One aim of the research was to find out what makes some people live longer than others. The findings are interesting: For instance, the death of a parent in childhood had relatively little impact on longevity, but parental divorce did. Adults who were gloomy and neurotic as children also tended to die relatively young. But so did those who had been extra cheerful, perhaps because of a devil-may-care attitude towards smoking and drinking in later life. The real winners in the longevity stakes were the conscientious kids, those who as adults maintained “a fairly high level of physical activity, a habit of giving back to the community, a thriving and long-running career, and a healthy marriage and family life”,  as The Wall Street Journal puts it.
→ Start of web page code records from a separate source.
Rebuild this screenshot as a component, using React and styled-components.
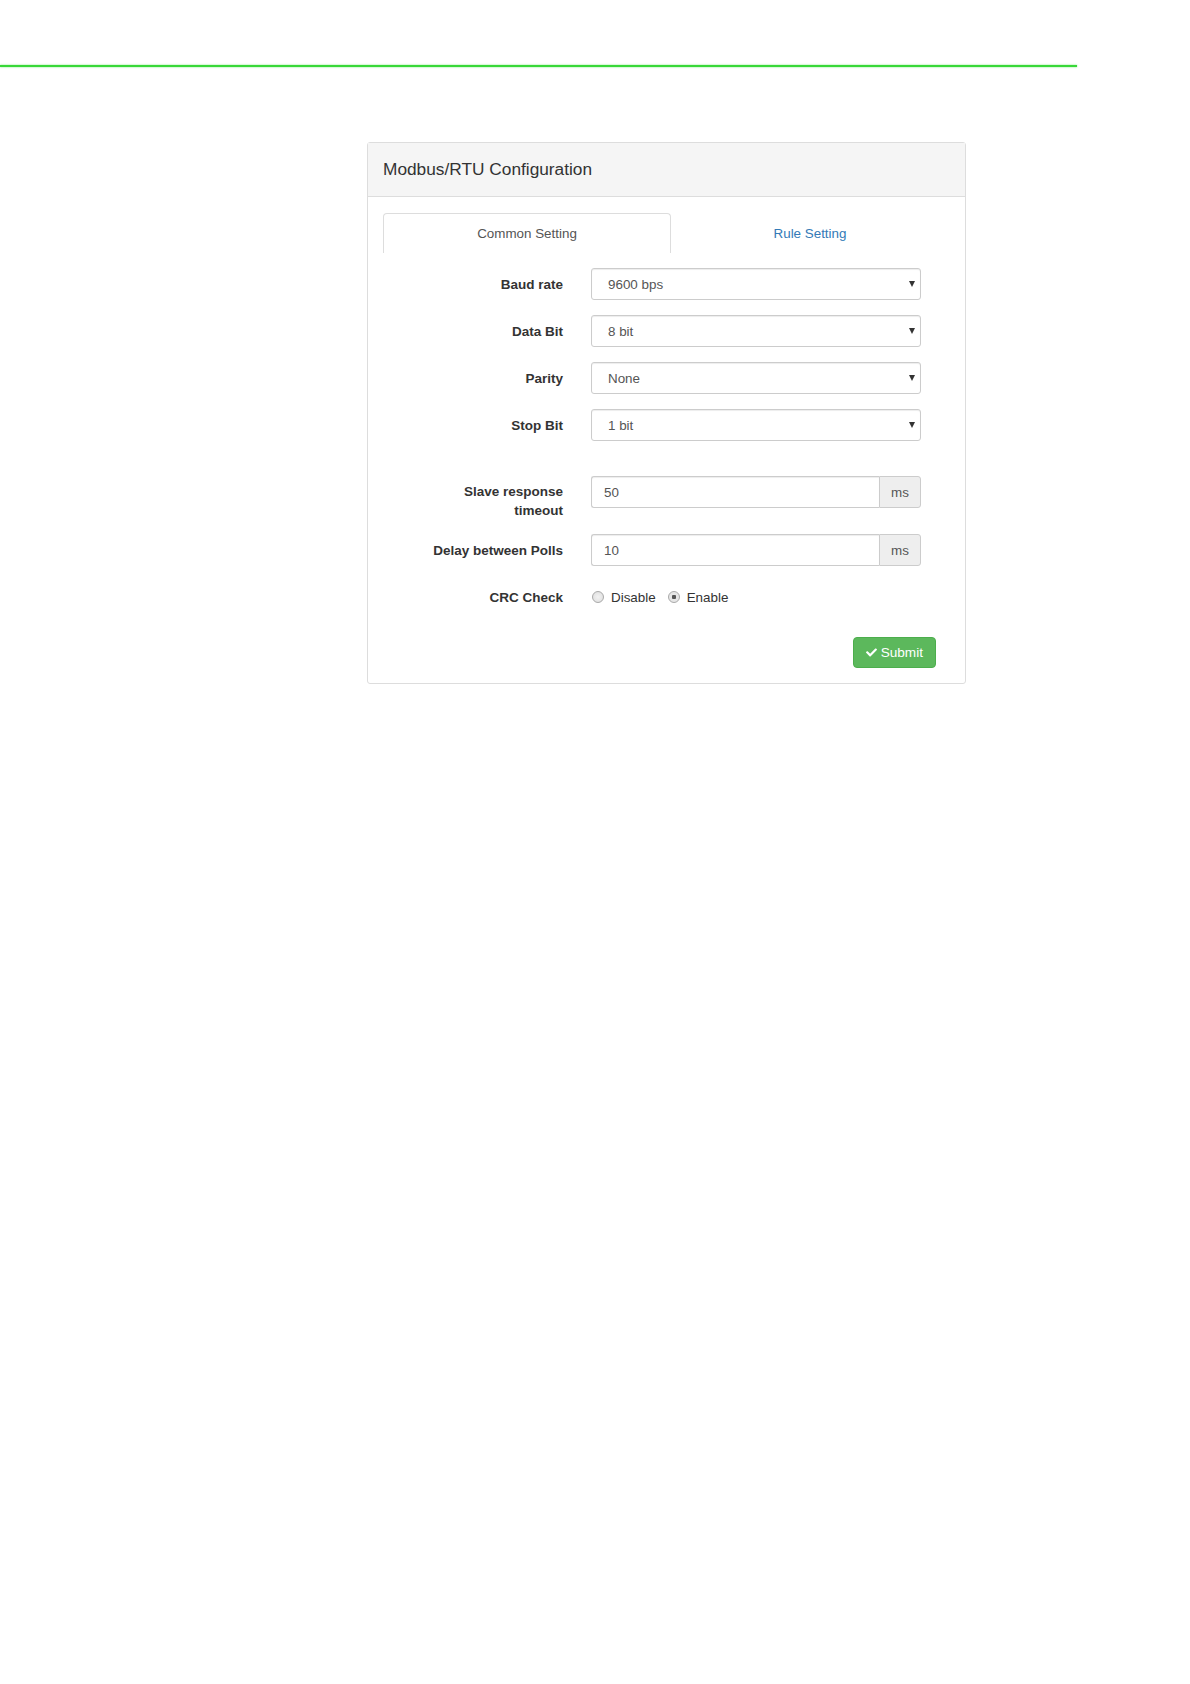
import React from 'react';
import styled, { createGlobalStyle } from 'styled-components';
import { FaCheck } from 'react-icons/fa';

const GlobalStyle = createGlobalStyle`
  body {
    margin: 0;
    background: #fff;
    font-family: "Liberation Sans", Arial, sans-serif;
  }
`;

const TopRule = styled.div`
  width: 1077px;
  height: 2px;
  margin-top: 65px;
  background: #38d838;
  box-shadow: 0 0 2px rgba(56, 216, 56, 0.7);
`;

const Panel = styled.div`
  width: 597px;
  margin: 75px 0 0 367px;
  border: 1px solid #dddddd;
  border-radius: 3px;
  background: #fff;
`;

const PanelHeading = styled.div`
  height: 53px;
  display: flex;
  align-items: center;
  padding: 0 15px;
  background: #f5f5f5;
  border-bottom: 1px solid #dddddd;
  font-size: 17.3px;
  color: #333;
`;

const PanelBody = styled.div`
  padding: 16px 16px 15px 15px;
`;

const Tabs = styled.div`
  display: grid;
  grid-template-columns: 288px 1fr;
  border-bottom: 1px solid #dddddd;
`;

const Tab = styled.div`
  height: 40px;
  box-sizing: border-box;
  display: flex;
  align-items: center;
  justify-content: center;
  font-size: 13.4px;
  color: ${p => (p.active ? '#555' : '#337ab7')};
  background: #fff;
  border: 1px solid ${p => (p.active ? '#dddddd' : 'transparent')};
  border-bottom: none;
  border-radius: 4px 4px 0 0;
  margin-bottom: -1px;
`;

const FormRow = styled.div`
  display: grid;
  grid-template-columns: 180px 330px;
  column-gap: 28px;
  align-items: ${p => (p.top ? 'start' : 'center')};
  margin-top: ${p => p.gap}px;
`;

const Label = styled.div`
  text-align: right;
  font-size: 13.5px;
  font-weight: bold;
  color: #333;
  line-height: 19px;
  padding-top: ${p => (p.top ? '6px' : '0')};
`;

const SelectWrap = styled.div`
  position: relative;
  height: 32px;
`;

const Select = styled.select`
  appearance: none;
  width: 100%;
  height: 32px;
  padding: 0 24px 0 16px;
  border: 1px solid #cccccc;
  border-radius: 3px;
  background: #fff;
  box-shadow: inset 0 1px 1px rgba(0, 0, 0, 0.075);
  font-family: "Liberation Sans", Arial, sans-serif;
  font-size: 13.4px;
  color: #555;
  outline: none;
`;

const Caret = styled.span`
  position: absolute;
  right: 6px;
  top: 13px;
  width: 0;
  height: 0;
  border-left: 3px solid transparent;
  border-right: 3px solid transparent;
  border-top: 6px solid #333;
  pointer-events: none;
`;

const InputGroup = styled.div`
  display: flex;
  height: 32px;
`;

const TextInput = styled.input`
  flex: 1;
  min-width: 0;
  height: 32px;
  box-sizing: border-box;
  padding: 0 12px;
  border: 1px solid #cccccc;
  border-right: none;
  border-radius: 3px 0 0 3px;
  box-shadow: inset 0 1px 1px rgba(0, 0, 0, 0.075);
  font-family: "Liberation Sans", Arial, sans-serif;
  font-size: 13.4px;
  color: #555;
  outline: none;
`;

const Addon = styled.span`
  width: 42px;
  box-sizing: border-box;
  display: flex;
  align-items: center;
  justify-content: center;
  background: #eeeeee;
  border: 1px solid #cccccc;
  border-radius: 0 3px 3px 0;
  font-size: 13.4px;
  color: #555;
`;

const RadioSet = styled.div`
  display: flex;
  align-items: center;
  height: 20px;
  font-size: 13.4px;
  color: #333;
`;

const RadioOption = styled.label`
  display: flex;
  align-items: center;
  gap: 7px;
  margin-right: 11px;
  padding-left: 1px;
`;

const RadioDot = styled.span`
  width: 12px;
  height: 12px;
  box-sizing: border-box;
  border-radius: 50%;
  border: 1px solid #a9a9a9;
  background: radial-gradient(circle, ${p => (p.checked ? '#555 0 2px, #e6e6e6 2.5px' : '#f2f2f2 0, #dcdcdc 100%')});
`;

const Actions = styled.div`
  display: flex;
  justify-content: flex-end;
  margin-top: 30px;
  padding-right: 13px;
`;

const SubmitButton = styled.button`
  display: flex;
  align-items: center;
  gap: 4px;
  height: 31px;
  padding: 0 12px;
  background: #5cb85c;
  border: 1px solid #4cae4c;
  border-radius: 4px;
  color: #fff;
  font-family: "Liberation Sans", Arial, sans-serif;
  font-size: 13.6px;
  cursor: pointer;
`;

const selects = [
  { label: 'Baud rate', value: '9600 bps', gap: 15 },
  { label: 'Data Bit', value: '8 bit', gap: 15 },
  { label: 'Parity', value: 'None', gap: 15 },
  { label: 'Stop Bit', value: '1 bit', gap: 15 }
];

export default function App() {
  return (
    <>
      <GlobalStyle />
      <TopRule />
      <Panel>
        <PanelHeading>Modbus/RTU Configuration</PanelHeading>
        <PanelBody>
          <Tabs>
            <Tab active>Common Setting</Tab>
            <Tab>Rule Setting</Tab>
          </Tabs>

          {selects.map(s => (
            <FormRow key={s.label} gap={s.gap}>
              <Label>{s.label}</Label>
              <SelectWrap>
                <Select defaultValue={s.value}>
                  <option>{s.value}</option>
                </Select>
                <Caret />
              </SelectWrap>
            </FormRow>
          ))}

          <FormRow gap={35} top>
            <Label top>Slave response<br />timeout</Label>
            <InputGroup>
              <TextInput defaultValue="50" />
              <Addon>ms</Addon>
            </InputGroup>
          </FormRow>

          <FormRow gap={14}>
            <Label>Delay between Polls</Label>
            <InputGroup>
              <TextInput defaultValue="10" />
              <Addon>ms</Addon>
            </InputGroup>
          </FormRow>

          <FormRow gap={21}>
            <Label>CRC Check</Label>
            <RadioSet>
              <RadioOption><RadioDot />Disable</RadioOption>
              <RadioOption><RadioDot checked />Enable</RadioOption>
            </RadioSet>
          </FormRow>

          <Actions>
            <SubmitButton type="button"><FaCheck size={11} />Submit</SubmitButton>
          </Actions>
        </PanelBody>
      </Panel>
    </>
  );
}
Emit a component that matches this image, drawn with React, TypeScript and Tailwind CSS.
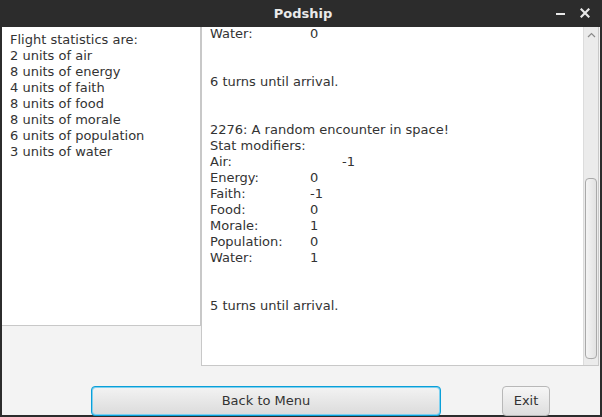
import React from "react";

const font = { fontFamily: '"DejaVu Sans", "Liberation Sans", sans-serif' };

function Row({ label, value, air }: { label: string; value: string; air?: boolean }) {
  return (
    <div className="flex h-[16px] items-center">
      <span className={air ? "w-[132px]" : "w-[100px]"}>{label}</span>
      <span>{value}</span>
    </div>
  );
}

function Line({ children }: { children?: React.ReactNode }) {
  return <div className="flex h-[16px] items-center whitespace-nowrap">{children}</div>;
}

export default function App() {
  const left = [
    "Flight statistics are:",
    "2 units of air",
    "8 units of energy",
    "4 units of faith",
    "8 units of food",
    "8 units of morale",
    "6 units of population",
    "3 units of water",
  ];
  return (
    <div className="w-[602px] h-[417px] bg-[#2c2c2c] flex flex-col overflow-hidden" style={font}>
      <div className="h-[27px] relative flex items-center justify-center shrink-0">
        <span className="text-[13px] font-bold text-[#eaeaea] ml-[4px]">Podship</span>
        <div className="absolute left-[556px] top-[13px] w-[9px] h-[2px] bg-[#e8e8e8]" />
        <svg className="absolute left-[580px] top-[8px]" width="10" height="10" viewBox="0 0 10 10">
          <path d="M1.5 1.5 L8.5 8.5 M8.5 1.5 L1.5 8.5" stroke="#e8e8e8" strokeWidth="2.2" strokeLinecap="square" />
        </svg>
      </div>
      <div className="mx-[2px] h-[388px] bg-[#f3f3f3] flex flex-col text-[#333] text-[13px]">
        <div className="flex items-start">
          <div className="w-[199px] h-[299px] bg-white border-r border-b border-[#c8c8c8] pl-[8px] pt-[5px]">
            {left.map((t) => (
              <Line key={t}>{t}</Line>
            ))}
          </div>
          <div className="w-[398px] h-[339px] bg-white border-l border-r border-b border-[#c8c8c8] flex overflow-hidden">
            <div className="flex-1 pl-[8px] mt-[-1px]">
              <Row label="Water:" value="0" />
              <Line />
              <Line />
              <Line>6 turns until arrival.</Line>
              <Line />
              <Line />
              <Line>2276: A random encounter in space!</Line>
              <Line>Stat modifiers:</Line>
              <Row label="Air:" value="-1" air />
              <Row label="Energy:" value="0" />
              <Row label="Faith:" value="-1" />
              <Row label="Food:" value="0" />
              <Row label="Morale:" value="1" />
              <Row label="Population:" value="0" />
              <Row label="Water:" value="1" />
              <Line />
              <Line />
              <Line>5 turns until arrival.</Line>
            </div>
            <div className="w-[15px] h-full bg-[#ebebeb] border-l border-[#dcdcdc] flex flex-col items-center">
              <div className="h-[16px] flex items-center justify-center">
                <svg width="9" height="6" viewBox="0 0 9 6">
                  <path d="M1 5 L4.5 1.5 L8 5" stroke="#8a8a8a" strokeWidth="1.2" fill="none" />
                </svg>
              </div>
              <div className="flex-1 w-full relative">
                <div className="absolute left-[1px] right-[1px] top-[135px] h-[181px] rounded-[4px] border border-[#a9a9a9] bg-gradient-to-r from-[#f4f4f4] to-[#e2e2e2]" />
              </div>
              <div className="h-[16px] flex items-center justify-center">
                <svg width="9" height="6" viewBox="0 0 9 6">
                  <path d="M1 1 L4.5 4.5 L8 1" stroke="#8a8a8a" strokeWidth="1.2" fill="none" />
                </svg>
              </div>
            </div>
          </div>
        </div>
        <div className="flex pl-[89px] mt-[20px]">
          <div className="w-[350px] h-[30px] rounded-[4px] border border-[#0a9fd8] p-[1px] bg-[#7fd0ef]">
            <div className="w-full h-full rounded-[3px] bg-gradient-to-b from-[#f2f2f2] to-[#dcdcdc] flex items-center justify-center">
              Back to Menu
            </div>
          </div>
          <div className="ml-[61px] w-[48px] h-[30px] rounded-[4px] border border-[#b8b8b8] bg-gradient-to-b from-[#f6f6f6] to-[#dedede] flex items-center justify-center">
            Exit
          </div>
        </div>
      </div>
    </div>
  );
}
Hence Slate’s advice to keep on working. 

That may also be music to the ears of governments, which increasingly want to see people working later in life. As the latest edition of OECD Pensions at a Glance reports, around half of OECD countries have already started, or are planning to start, raising “pensionable ages” – the age at which people qualify for a full pension. By 2050, the average in OECD countries will reach just under 65 for both sexes – that’s nearly 2½ years above the current age for men and 4 years for women.  

A key reason for this move lies in the fact that we’re living longer. As a result, most of us will be living off pensions for much longer than our grandparents did. In 1958, a man who reached pensionable age could look forward to living for around another 13 years; by 2050, that number is forecast to rise to just over 20 years. The figures for women are perhaps even more striking: 17 years in 1958, but 24½ years – almost a quarter of a century – in 2050.

Paying for all this risks being a major strain on the taxpayers of the future, especially as there will be relatively fewer of them than today: In most OECD countries, declining birth rates mean that non-working over-65s will account for an ever larger slice of the population. In 2000, about a third (33%) of people in OECD countries were aged over 65; by 2050, that number is forecast to exceed 41%.  

So, in all probability we’ll all have to go on working a bit longer. Not everyone’s happy with that: In France, unions argue the burden will fall unfairly on blue-collar workers. But it’s interesting to note that the higher retirement ages of the future will in some ways take us back to where we were: Over the second half of the 20th century, the average pensionable age in OECD countries fell by two years, before beginning to rise again in the 1990s. If the forecasts are accurate, by the time we reach 2050 it will be only about 3 months above what it was in 1948, or 64.6 years.